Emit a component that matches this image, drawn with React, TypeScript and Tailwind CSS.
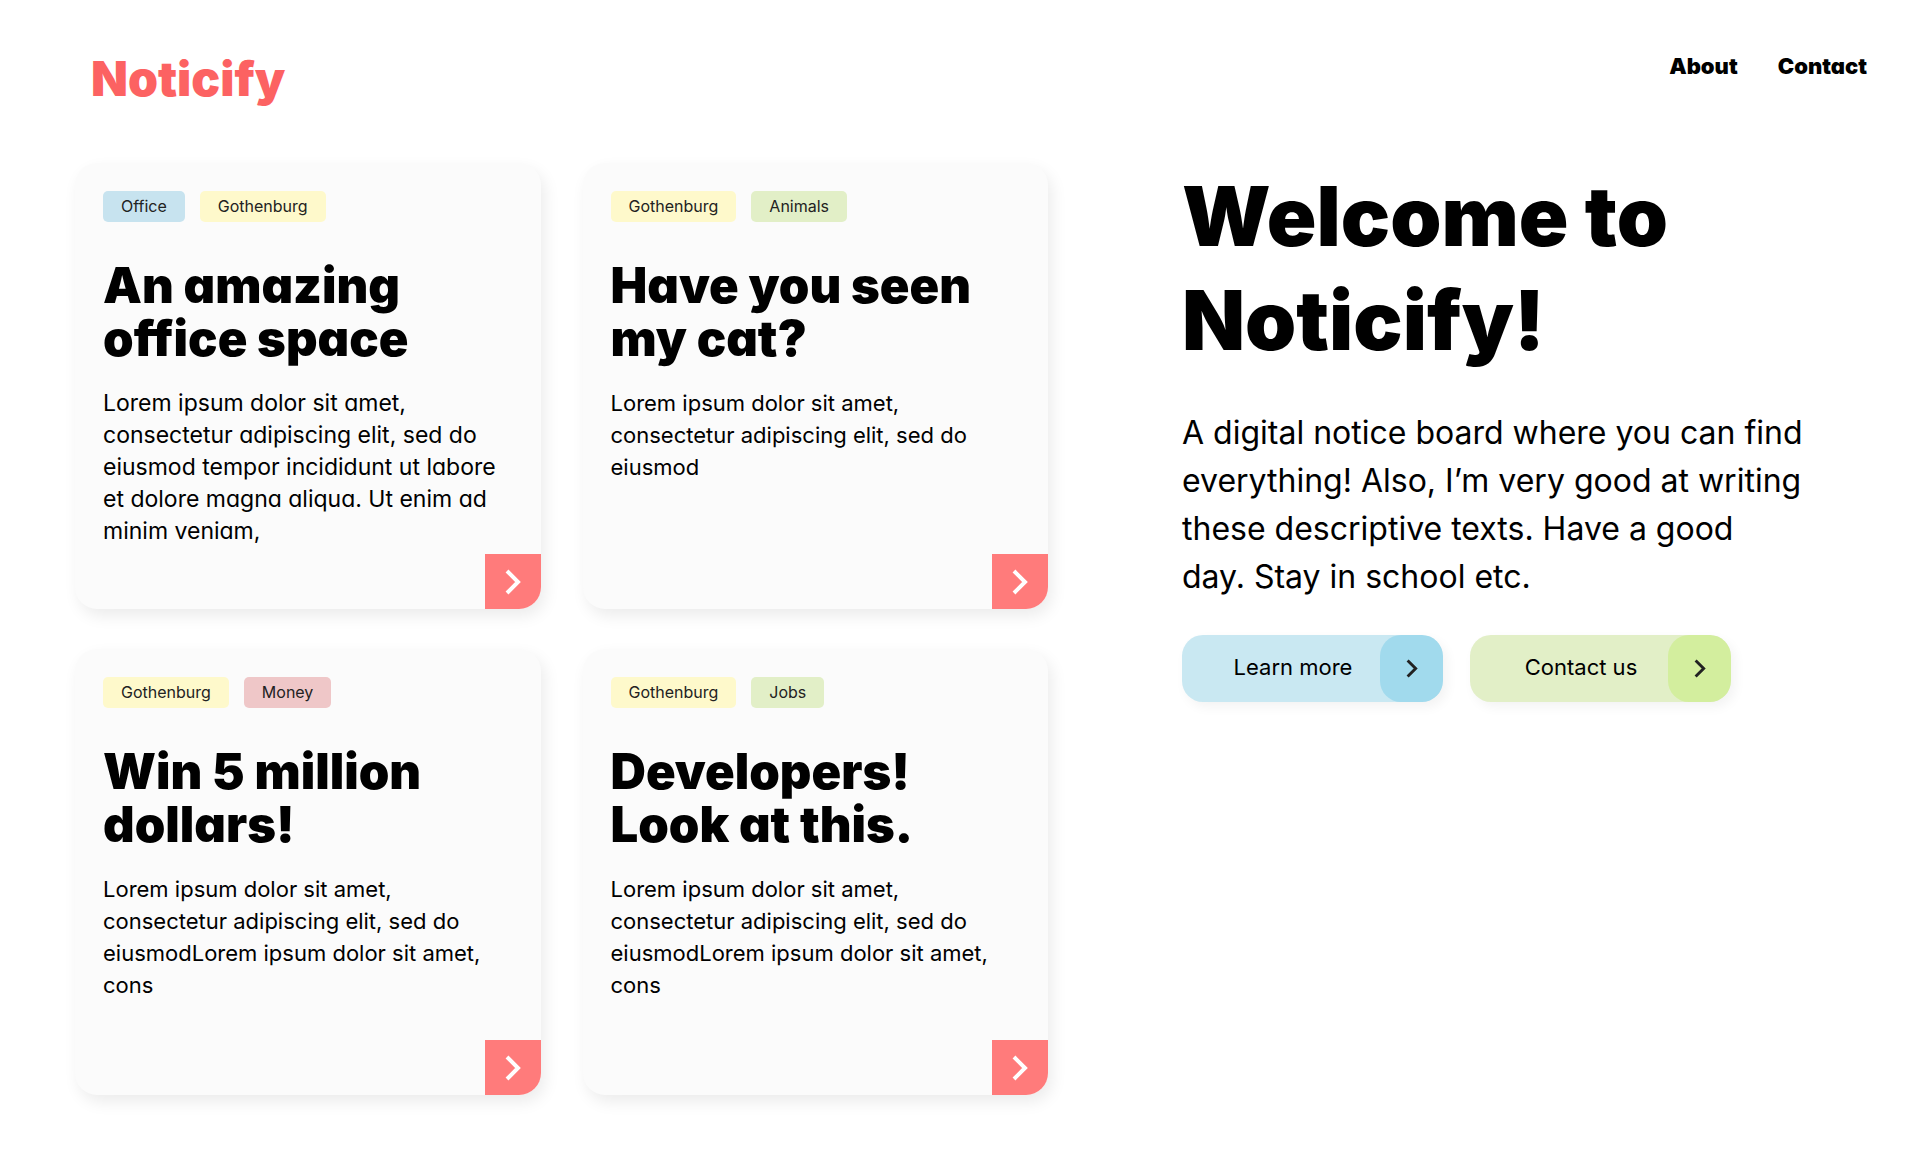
type TagColor = "blue" | "yellow" | "green" | "red";

type Notice = {
  tags: { label: string; color: TagColor }[];
  title: string;
  body: string;
  geometric?: boolean;
};

const tagColors: Record<TagColor, string> = {
  blue: "bg-[#c7e3ef]",
  yellow: "bg-[#fef9cb]",
  green: "bg-[#e2efc7]",
  red: "bg-[#efc7c8]",
};

const notices: Notice[] = [
  {
    tags: [
      { label: "Office", color: "blue" },
      { label: "Gothenburg", color: "yellow" },
    ],
    title: "An amazing office space",
    body: "Lorem ipsum dolor sit amet, consectetur adipiscing elit, sed do eiusmod tempor incididunt ut labore et dolore magna aliqua. Ut enim ad minim veniam,",
    geometric: true,
  },
  {
    tags: [
      { label: "Gothenburg", color: "yellow" },
      { label: "Animals", color: "green" },
    ],
    title: "Have you seen my cat?",
    body: "Lorem ipsum dolor sit amet, consectetur adipiscing elit, sed do eiusmod",
  },
  {
    tags: [
      { label: "Gothenburg", color: "yellow" },
      { label: "Money", color: "red" },
    ],
    title: "Win 5 million dollars!",
    body: "Lorem ipsum dolor sit amet, consectetur adipiscing elit, sed do eiusmodLorem ipsum dolor sit amet, cons",
  },
  {
    tags: [
      { label: "Gothenburg", color: "yellow" },
      { label: "Jobs", color: "green" },
    ],
    title: "Developers! Look at this.",
    body: "Lorem ipsum dolor sit amet, consectetur adipiscing elit, sed do eiusmodLorem ipsum dolor sit amet, cons",
  },
];

function Chevron({ className }: { className: string }) {
  return (
    <svg viewBox="0 0 16 26" fill="none" stroke="currentColor" strokeWidth="4" className={className} aria-hidden="true">
      <path d="M2 2 L13 13 L2 24" />
    </svg>
  );
}

function NoticeCard({ notice }: { notice: Notice }) {
  return (
    <article className="flex min-h-[446px] flex-col overflow-hidden rounded-[22px] bg-[#fbfbfb] shadow-[4px_7px_16px_rgba(0,0,0,0.08)]">
      <div className="px-7 pt-7">
        <ul className="flex gap-[15px]">
          {notice.tags.map((tag) => (
            <li
              key={tag.label}
              className={`rounded-[5px] px-[18px] text-base leading-[31px] text-[#222] ${tagColors[tag.color]}`}
            >
              {tag.label}
            </li>
          ))}
        </ul>
        <h2 className="mt-[37px] max-w-[380px] text-[49px] leading-[53px] font-black [font-feature-settings:'cv11']">
          {notice.title}
        </h2>
        <p
          className={`mt-[22px] leading-8 ${
            notice.geometric
              ? "max-w-[410px] text-[23px] [font-feature-settings:'cv11']"
              : "max-w-[390px] text-[22px]"
          }`}
        >
          {notice.body}
        </p>
      </div>
      <button
        type="button"
        aria-label={`Open ${notice.title}`}
        className="mt-auto flex h-[55px] w-14 items-center justify-center self-end bg-[#ff7b7b] text-white"
      >
        <Chevron className="h-[26px] w-4" />
      </button>
    </article>
  );
}

function PillButton({ label, base, accent }: { label: string; base: string; accent: string }) {
  return (
    <button
      type="button"
      className={`flex h-[67px] w-[261px] overflow-hidden rounded-[21px] text-[22px] shadow-[4px_5px_12px_rgba(0,0,0,0.05)] ${base}`}
    >
      <span className="flex h-full flex-1 items-center justify-center pb-[2px] pl-6">{label}</span>
      <span className={`flex h-full w-[63px] items-center justify-center rounded-[21px] text-[#222] ${accent}`}>
        <Chevron className="h-[19px] w-3" />
      </span>
    </button>
  );
}

export default function App() {
  return (
    <div className="min-h-screen bg-white pr-[54px] pb-[72px] pl-[75px] font-['Inter',sans-serif] text-black">
      <header className="flex h-[163px] items-start justify-between">
        <a
          href="#"
          className="mt-[55px] ml-4 text-[48px] leading-[48px] font-black text-[#fc6262] [font-feature-settings:'cv11']"
        >
          Noticify
        </a>
        <nav className="mt-[50px] flex gap-10 text-[22px] leading-8 font-black [font-feature-settings:'cv11']">
          <a href="#about">About</a>
          <a href="#contact">Contact</a>
        </nav>
      </header>

      <main className="grid grid-cols-[973fr_685fr] gap-[134px]">
        <section aria-label="Notices" className="grid grid-cols-2 content-start gap-x-[42px] gap-y-10">
          {notices.map((notice) => (
            <NoticeCard key={notice.title} notice={notice} />
          ))}
        </section>

        <section className="pt-[2px]">
          <h1 className="text-[82px] leading-[104px] font-black [font-feature-settings:'cv11']">
            Welcome to Noticify!
          </h1>
          <p className="mt-9 max-w-[622px] text-[32px] leading-[48px]">
            A digital notice board where you can find everything! Also, I’m very good at writing these descriptive
            texts. Have a good day. Stay in school etc.
          </p>
          <div className="mt-[34px] flex flex-wrap gap-[27px]">
            <PillButton label="Learn more" base="bg-[#c9e8f2]" accent="bg-[#a1daed]" />
            <PillButton label="Contact us" base="bg-[#e2efc7]" accent="bg-[#d3ee9e]" />
          </div>
        </section>
      </main>
    </div>
  );
}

========

Task description: Omit any images, then output the listing exactly.

Response below:
Emit a component that matches this image, drawn with React, TypeScript and Tailwind CSS.
type TagColor = "blue" | "yellow" | "green" | "red";

type Notice = {
  tags: { label: string; color: TagColor }[];
  title: string;
  body: string;
  geometric?: boolean;
};

const tagColors: Record<TagColor, string> = {
  blue: "bg-[#c7e3ef]",
  yellow: "bg-[#fef9cb]",
  green: "bg-[#e2efc7]",
  red: "bg-[#efc7c8]",
};

const notices: Notice[] = [
  {
    tags: [
      { label: "Office", color: "blue" },
      { label: "Gothenburg", color: "yellow" },
    ],
    title: "An amazing office space",
    body: "Lorem ipsum dolor sit amet, consectetur adipiscing elit, sed do eiusmod tempor incididunt ut labore et dolore magna aliqua. Ut enim ad minim veniam,",
    geometric: true,
  },
  {
    tags: [
      { label: "Gothenburg", color: "yellow" },
      { label: "Animals", color: "green" },
    ],
    title: "Have you seen my cat?",
    body: "Lorem ipsum dolor sit amet, consectetur adipiscing elit, sed do eiusmod",
  },
  {
    tags: [
      { label: "Gothenburg", color: "yellow" },
      { label: "Money", color: "red" },
    ],
    title: "Win 5 million dollars!",
    body: "Lorem ipsum dolor sit amet, consectetur adipiscing elit, sed do eiusmodLorem ipsum dolor sit amet, cons",
  },
  {
    tags: [
      { label: "Gothenburg", color: "yellow" },
      { label: "Jobs", color: "green" },
    ],
    title: "Developers! Look at this.",
    body: "Lorem ipsum dolor sit amet, consectetur adipiscing elit, sed do eiusmodLorem ipsum dolor sit amet, cons",
  },
];

function Chevron({ className }: { className: string }) {
  return (
    <svg viewBox="0 0 16 26" fill="none" stroke="currentColor" strokeWidth="4" className={className} aria-hidden="true">
      <path d="M2 2 L13 13 L2 24" />
    </svg>
  );
}

function NoticeCard({ notice }: { notice: Notice }) {
  return (
    <article className="flex min-h-[446px] flex-col overflow-hidden rounded-[22px] bg-[#fbfbfb] shadow-[4px_7px_16px_rgba(0,0,0,0.08)]">
      <div className="px-7 pt-7">
        <ul className="flex gap-[15px]">
          {notice.tags.map((tag) => (
            <li
              key={tag.label}
              className={`rounded-[5px] px-[18px] text-base leading-[31px] text-[#222] ${tagColors[tag.color]}`}
            >
              {tag.label}
            </li>
          ))}
        </ul>
        <h2 className="mt-[37px] max-w-[380px] text-[49px] leading-[53px] font-black [font-feature-settings:'cv11']">
          {notice.title}
        </h2>
        <p
          className={`mt-[22px] leading-8 ${
            notice.geometric
              ? "max-w-[410px] text-[23px] [font-feature-settings:'cv11']"
              : "max-w-[390px] text-[22px]"
          }`}
        >
          {notice.body}
        </p>
      </div>
      <button
        type="button"
        aria-label={`Open ${notice.title}`}
        className="mt-auto flex h-[55px] w-14 items-center justify-center self-end bg-[#ff7b7b] text-white"
      >
        <Chevron className="h-[26px] w-4" />
      </button>
    </article>
  );
}

function PillButton({ label, base, accent }: { label: string; base: string; accent: string }) {
  return (
    <button
      type="button"
      className={`flex h-[67px] w-[261px] overflow-hidden rounded-[21px] text-[22px] shadow-[4px_5px_12px_rgba(0,0,0,0.05)] ${base}`}
    >
      <span className="flex h-full flex-1 items-center justify-center pb-[2px] pl-6">{label}</span>
      <span className={`flex h-full w-[63px] items-center justify-center rounded-[21px] text-[#222] ${accent}`}>
        <Chevron className="h-[19px] w-3" />
      </span>
    </button>
  );
}

export default function App() {
  return (
    <div className="min-h-screen bg-white pr-[54px] pb-[72px] pl-[75px] font-['Inter',sans-serif] text-black">
      <header className="flex h-[163px] items-start justify-between">
        <a
          href="#"
          className="mt-[55px] ml-4 text-[48px] leading-[48px] font-black text-[#fc6262] [font-feature-settings:'cv11']"
        >
          Noticify
        </a>
        <nav className="mt-[50px] flex gap-10 text-[22px] leading-8 font-black [font-feature-settings:'cv11']">
          <a href="#about">About</a>
          <a href="#contact">Contact</a>
        </nav>
      </header>

      <main className="grid grid-cols-[973fr_685fr] gap-[134px]">
        <section aria-label="Notices" className="grid grid-cols-2 content-start gap-x-[42px] gap-y-10">
          {notices.map((notice) => (
            <NoticeCard key={notice.title} notice={notice} />
          ))}
        </section>

        <section className="pt-[2px]">
          <h1 className="text-[82px] leading-[104px] font-black [font-feature-settings:'cv11']">
            Welcome to Noticify!
          </h1>
          <p className="mt-9 max-w-[622px] text-[32px] leading-[48px]">
            A digital notice board where you can find everything! Also, I’m very good at writing these descriptive
            texts. Have a good day. Stay in school etc.
          </p>
          <div className="mt-[34px] flex flex-wrap gap-[27px]">
            <PillButton label="Learn more" base="bg-[#c9e8f2]" accent="bg-[#a1daed]" />
            <PillButton label="Contact us" base="bg-[#e2efc7]" accent="bg-[#d3ee9e]" />
          </div>
        </section>
      </main>
    </div>
  );
}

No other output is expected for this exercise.